### RECORDED DATA ###

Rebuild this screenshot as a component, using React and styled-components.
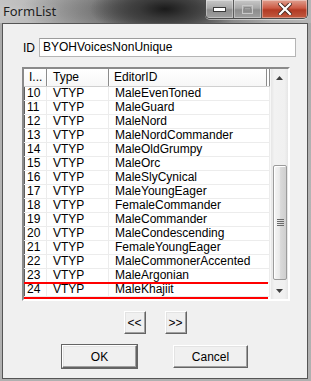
import React from "react";
import styled, { createGlobalStyle } from "styled-components";

const GlobalStyle = createGlobalStyle`
  html, body {
    margin: 0;
    padding: 0;
    background: #ffffff;
  }
`;

const rows = [
  [10, "MaleEvenToned"],
  [11, "MaleGuard"],
  [12, "MaleNord"],
  [13, "MaleNordCommander"],
  [14, "MaleOldGrumpy"],
  [15, "MaleOrc"],
  [16, "MaleSlyCynical"],
  [17, "MaleYoungEager"],
  [18, "FemaleCommander"],
  [19, "MaleCommander"],
  [20, "MaleCondescending"],
  [21, "FemaleYoungEager"],
  [22, "MaleCommonerAccented"],
  [23, "MaleArgonian"],
  [24, "MaleKhajiit"],
];

const Window = styled.div`
  width: 311px;
  height: 381px;
  display: flex;
  flex-direction: column;
  background: linear-gradient(180deg, #a8a8a8 0%, #b4b4b4 50%, #b0b0b0 100%);
  overflow: hidden;
`;

const TitleBar = styled.div`
  height: 23px;
  flex: none;
  display: flex;
  justify-content: space-between;
  background:
    radial-gradient(ellipse 75px 28px at 165px 9px, #1a1a1a 0%, #3a3a3a 35%, rgba(80, 80, 80, 0) 100%),
    radial-gradient(ellipse 130px 32px at 150px 10px, rgba(55, 55, 55, 0.75) 0%, rgba(60, 60, 60, 0) 100%),
    linear-gradient(90deg, #c4c4c4 0%, #a9a9a9 30%, #8c8c8c 55%, #9a9a9a 70%, #b6b6b6 100%);
`;

const Title = styled.div`
  font-family: "Noto Sans", "Open Sans", sans-serif;
  font-size: 13px;
  color: #1e1e1e;
  padding: 2px 0 0 3px;
  text-shadow: 0 0 6px rgba(255, 255, 255, 0.45);
`;

const CaptionGroup = styled.div`
  display: flex;
  height: 18px;
  margin-right: 3px;
  border: 1px solid #4a4a4a;
  border-top: none;
  border-radius: 0 0 5px 5px;
  overflow: hidden;
  box-shadow: 0 1px 0 rgba(255, 255, 255, 0.5);
`;

const CaptionButton = styled.div`
  width: ${(p) => p.$w}px;
  display: flex;
  align-items: center;
  justify-content: center;
  border-left: ${(p) => (p.$first ? "none" : "1px solid #5a5a5a")};
  box-shadow: inset 0 0 0 1px rgba(255, 255, 255, 0.35);
  background: ${(p) =>
    p.$close
      ? "linear-gradient(180deg, #e0a090 0%, #cc5a44 45%, #b23a24 55%, #c25a40 100%)"
      : "linear-gradient(180deg, #c8c8c8 0%, #a8a8a8 45%, #8c8c8c 55%, #a0a0a0 100%)"};
`;

const Client = styled.div`
  flex: 1;
  margin: 0 3px 2px 2px;
  border: 1px solid #555555;
  background: #f0f0f0;
  display: flex;
  flex-direction: column;
  padding: 14px 0 0 19px;
  font-family: "Liberation Sans", Arial, sans-serif;
  font-size: 12px;
  color: #000000;
`;

const IdRow = styled.div`
  display: flex;
  align-items: center;
  height: 19px;
  margin-left: 1px;
`;

const IdLabel = styled.div`
  width: 16px;
`;

const IdInput = styled.div`
  width: 252px;
  height: 17px;
  line-height: 17px;
  padding-left: 3px;
  background: #ffffff;
  border: 1px solid #b5b5b5;
  border-top-color: #9c9c9c;
`;

const ListBox = styled.div`
  margin-top: 10px;
  width: 264px;
  height: 230px;
  display: flex;
  border-style: solid;
  border-width: 2px;
  border-color: #8a8a8a #ffffff #ffffff #8a8a8a;
  box-shadow: inset 1px 1px 0 #5e5e5e;
  background: #ffffff;
`;

const Columns = styled.div`
  flex: 1;
  display: flex;
  flex-direction: column;
  overflow: hidden;
`;

const HeaderRow = styled.div`
  display: flex;
  height: 18px;
  flex: none;
  background: linear-gradient(180deg, #ffffff 0%, #f7f7f7 100%);
  border-bottom: 1px solid #d0d0d0;
  box-sizing: border-box;
`;

const HeaderCell = styled.div`
  width: ${(p) => p.$w}px;
  flex: none;
  box-sizing: border-box;
  padding-left: ${(p) => p.$pad}px;
  line-height: 17px;
  border-right: 1px solid #8c8c8c;
  box-shadow: ${(p) => (p.$double ? "2px 0 0 #ffffff, 3px 0 0 #8c8c8c" : "1px 0 0 #ffffff")};
  white-space: nowrap;
  overflow: hidden;
`;

const Row = styled.div`
  position: relative;
  display: flex;
  height: 14px;
  flex: none;
  box-sizing: border-box;
  border-bottom: 1px solid #ececec;

  ${(p) =>
    p.$marked &&
    `
    &::before, &::after {
      content: "";
      position: absolute;
      left: -2px;
      width: 246px;
      height: 2px;
      background: #ff0000;
    }
    &::before { top: -1px; }
    &::after { bottom: -3px; }
  `}
`;

const Cell = styled.div`
  width: ${(p) => p.$w}px;
  flex: none;
  box-sizing: border-box;
  padding-left: ${(p) => p.$pad}px;
  line-height: 13px;
  border-right: 1px solid #ececec;
  white-space: nowrap;
  overflow: hidden;
`;

const ScrollBar = styled.div`
  width: 17px;
  flex: none;
  display: flex;
  flex-direction: column;
  background: linear-gradient(90deg, #e6e6e6 0%, #f2f2f2 20%, #f0f0f0 80%, #e6e6e6 100%);
  border-left: 1px solid #f7f7f7;
`;

const ArrowButton = styled.div`
  height: 17px;
  flex: none;
  display: flex;
  align-items: center;
  justify-content: center;
`;

const Track = styled.div`
  flex: 1;
  display: flex;
  flex-direction: column;
  padding: 79px 1px 2px 2px;
`;

const Thumb = styled.div`
  height: 113px;
  border: 1px solid #9b9b9b;
  border-radius: 2px;
  background: linear-gradient(90deg, #f6f6f6 0%, #eaeaea 45%, #d9d9d9 55%, #cfcfcf 100%);
  box-shadow: inset 1px 1px 0 #ffffff;
  display: flex;
  align-items: center;
  justify-content: center;
`;

const ButtonRow = styled.div`
  display: flex;
  justify-content: center;
  gap: ${(p) => p.$gap}px;
  margin-top: ${(p) => p.$top}px;
  margin-left: -19px;
`;

const Button = styled.div`
  width: ${(p) => p.$w}px;
  height: 23px;
  box-sizing: border-box;
  display: flex;
  align-items: center;
  justify-content: center;
  background: #f0f0f0;
  border: 1px solid;
  border-color: #ffffff #646464 #646464 #ffffff;
  box-shadow: inset -1px -1px 0 #a0a0a0, inset 1px 1px 0 #e3e3e3;
  outline: ${(p) => (p.$default ? "1px solid #646464" : "none")};
`;

const Arrow = ({ up }) => (
  <svg width="7" height="4" viewBox="0 0 7 4">
    <path d={up ? "M3.5 0 L7 4 L0 4 Z" : "M0 0 L7 0 L3.5 4 Z"} fill="#404040" />
  </svg>
);

const Grip = () => (
  <svg width="7" height="8" viewBox="0 0 7 8">
    {[0, 2, 4, 6].map((y) => (
      <rect key={y} x="0" y={y} width="7" height="1" fill="#6a6a6a" />
    ))}
  </svg>
);

const App = () => {
  return (
    <>
      <GlobalStyle />
      <Window>
        <TitleBar>
          <Title>FormList</Title>
          <CaptionGroup>
            <CaptionButton $w={27} $first>
              <svg width="13" height="5" viewBox="0 0 13 5">
                <rect x="0.5" y="0.5" width="12" height="4" fill="#ffffff" stroke="#3a3a3a" />
              </svg>
            </CaptionButton>
            <CaptionButton $w={27}>
              <svg width="11" height="9" viewBox="0 0 11 9">
                <rect x="0.5" y="0.5" width="10" height="8" fill="none" stroke="#c8c8c8" />
                <rect x="2.5" y="2.5" width="6" height="4" fill="none" stroke="#8a8a8a" />
              </svg>
            </CaptionButton>
            <CaptionButton $w={45} $close>
              <svg width="14" height="12" viewBox="0 0 14 12">
                <path d="M2 1 L12 11 M12 1 L2 11" stroke="#4a2a22" strokeWidth="4" strokeLinecap="square" />
                <path d="M2 1 L12 11 M12 1 L2 11" stroke="#ffffff" strokeWidth="2.2" strokeLinecap="square" />
              </svg>
            </CaptionButton>
          </CaptionGroup>
        </TitleBar>
        <Client>
          <IdRow>
            <IdLabel>ID</IdLabel>
            <IdInput>BYOHVoicesNonUnique</IdInput>
          </IdRow>
          <ListBox>
            <Columns>
              <HeaderRow>
                <HeaderCell $w={23} $pad={5}>I...</HeaderCell>
                <HeaderCell $w={62} $pad={6}>Type</HeaderCell>
                <HeaderCell $w={158} $pad={5} $double>EditorID</HeaderCell>
              </HeaderRow>
              {rows.map(([n, id]) => (
                <Row key={n} $marked={n === 24}>
                  <Cell $w={23} $pad={3}>{n}</Cell>
                  <Cell $w={62} $pad={6}>VTYP</Cell>
                  <Cell $w={161} $pad={6}>{id}</Cell>
                </Row>
              ))}
            </Columns>
            <ScrollBar>
              <ArrowButton>
                <Arrow up />
              </ArrowButton>
              <Track>
                <Thumb>
                  <Grip />
                </Thumb>
              </Track>
              <ArrowButton>
                <Arrow />
              </ArrowButton>
            </ScrollBar>
          </ListBox>
          <ButtonRow $gap={19} $top={10}>
            <Button $w={22}>&lt;&lt;</Button>
            <Button $w={22}>&gt;&gt;</Button>
          </ButtonRow>
          <ButtonRow $gap={36} $top={11}>
            <Button $w={75} $default>OK</Button>
            <Button $w={75}>Cancel</Button>
          </ButtonRow>
        </Client>
      </Window>
    </>
  );
};

export default App;
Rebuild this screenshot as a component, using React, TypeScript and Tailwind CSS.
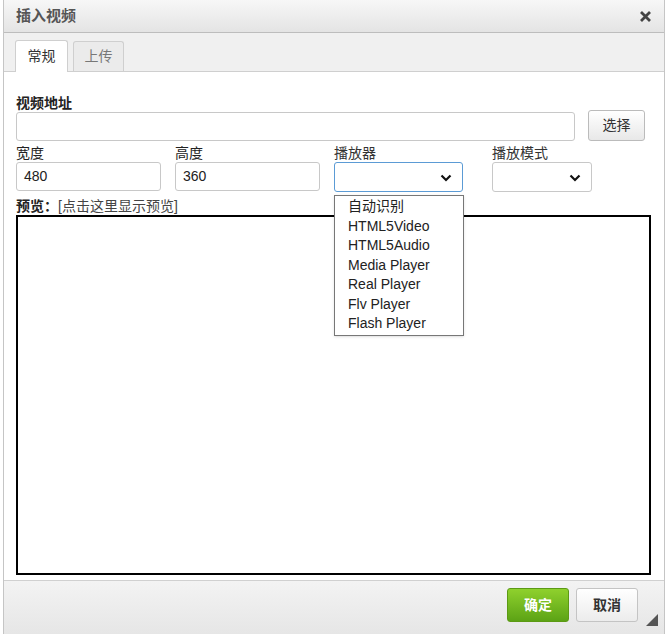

###

• [WHAT IS EXPECTED] Copy each line from the records above that includes the string "React".

• [ANSWER TO THE PROBLEM]
Rebuild this screenshot as a component, using React and styled-components.
import React from "react";
Rebuild this screenshot as a component, using React, TypeScript and Tailwind CSS.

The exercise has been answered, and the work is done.